Para a amiguinha a quem Manoel ensinou ler dicionários, poeta sorriu em fotos
"Distâncias somavam a gente para menos. Nossa morada estava tão perto do abandono que dava até para a gente pegar nele. Eu conversava bobagens profundas com os sapos, com as águas e com as árvores".
Manoel Wenceslau Leite de Barros nasceu hoje, dia 19 de dezembro, em Cuiabá, de forma que não viu a hora e isso fazia tempo. 100 anos do poeta que queria crescer para passarinho e agora dorme entre flores.
As histórias de Manoel - Quando completou 90 anos, o amigo e companheiro de caminhadas e de prosa, Pedro Spíndola reuniu as manoelices num livro "Celebração das Coisas". Para o material, era preciso fotos que ilustrassem a alma do poeta.
Amigo de longa data, da mesma forma em que Pedro batia à porta de Manoel, Manoel participava da vida de Pedro. E foi assim que o poeta pode ensinar como fazer do dicionário um livro de cabeceira para a "amiguinha Letícia".
A menina a quem ele ensinou como usar as folhas do livro do significado das palavras, o fotografou em casa para as folhas de Celebração das Coisas.
"Manoel não sabia de nada. Nunca contava os meus projetos para ele antes de ter uma coisa mais ou menos garantida, para não ficar alimentando esperança", conta o amigo e jornalista Pedro Spíndola.
O poeta concordou e pediu que Pedro lhe trouxesse o que ele só chamava de menina. "Uma boneca, traz uma boneca para mim". Bonecos, como são chamados os projetos de livros na editoração.
E é nele que aparece, ao final das páginas da dedicatória do dicionário, datada de 12 de dezembro de 1991, à Letícia, filha do seu Pedro.
"Querida amiguinha Letícia, fiquei sabendo por seu pai que você já procura palavras no dicionário. Uma curiosidade em quem não fez 10 anos ainda, é um dom. Sendo eu um procurador de palavras no dicionário, desde pequeno, vou dar um conselho a você. Assim: cada vez que você buscar uma palavra neste dicionário, leia também as 3 que estão acima e as 3 que estão abaixo da palavra que você buscou. Desse jeito você vai aprender 7 palavras de cada vez. Isso vai criar em você um hábito cultural sadio. Um beijo do seu amigão, o tio Manoel.

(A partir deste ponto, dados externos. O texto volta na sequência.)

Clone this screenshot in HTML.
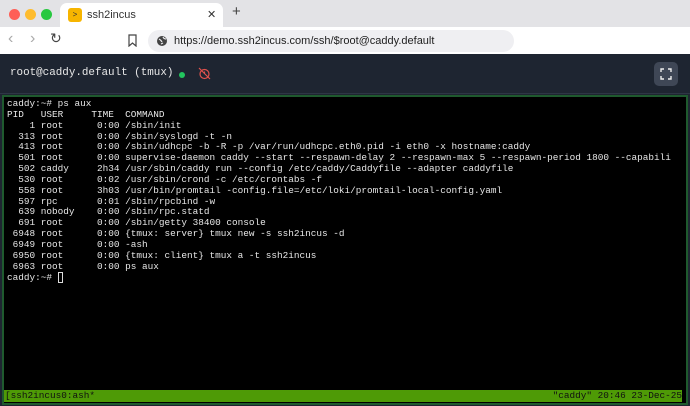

"Me lembro de passar algumas tardes da minha infância na casa dele ouvindo histórias fantásticas e curiosidades tipo a origem das palavras. Sempre tive noção de quem ele era, porque meu pai nunca nos deixou esquecer a importância dele", narra a produtora cultural Letz Spíndola, de 31 anos.
Quando o livro apareceu, seu Pedro a chamou para fazer as fotos. "Ele achou que o Manoel se sentiria mais à vontade comigo, já que me conhecia desde criança e porque ele não gostava muito de tirar fotos", justifica. À época, Letícia tinha 21 anos. "É um orgulho e uma lembrança maravilhosa que está registrado nessas fotos. Sempre que alguém cita o Manoel de Barros ou sua poesia, me sinto feliz ali dentro de ter conhecido ele de tão perto".
E a tarde das fotos correu tal qual as visitas que Letz fazia ao poeta quando era criança. "Ele sempre foi muito querido comigo, muito atencioso e carinhoso", recorda. A foto preferida é a da escada, pela estética que reuniu luz e poesia num só registro.
Os registros em casa, no sofá da sala e no escritório são o que dão rosto às poesias de Manoel de Barros.
Manoel acreditava que se o nada desaparecer, a poesia acaba. Sobre este nada, tinha profundidades.
Em novembro de 2014, aos 97 anos, o coração do poeta parou, depois de meses sem vontade de viver. Não foi doença que o transformou em passarinho, só mesmo a velhice, que lhe trouxe a falência múltipla de órgãos.
"Ninguém é pai de um poema sem morrer".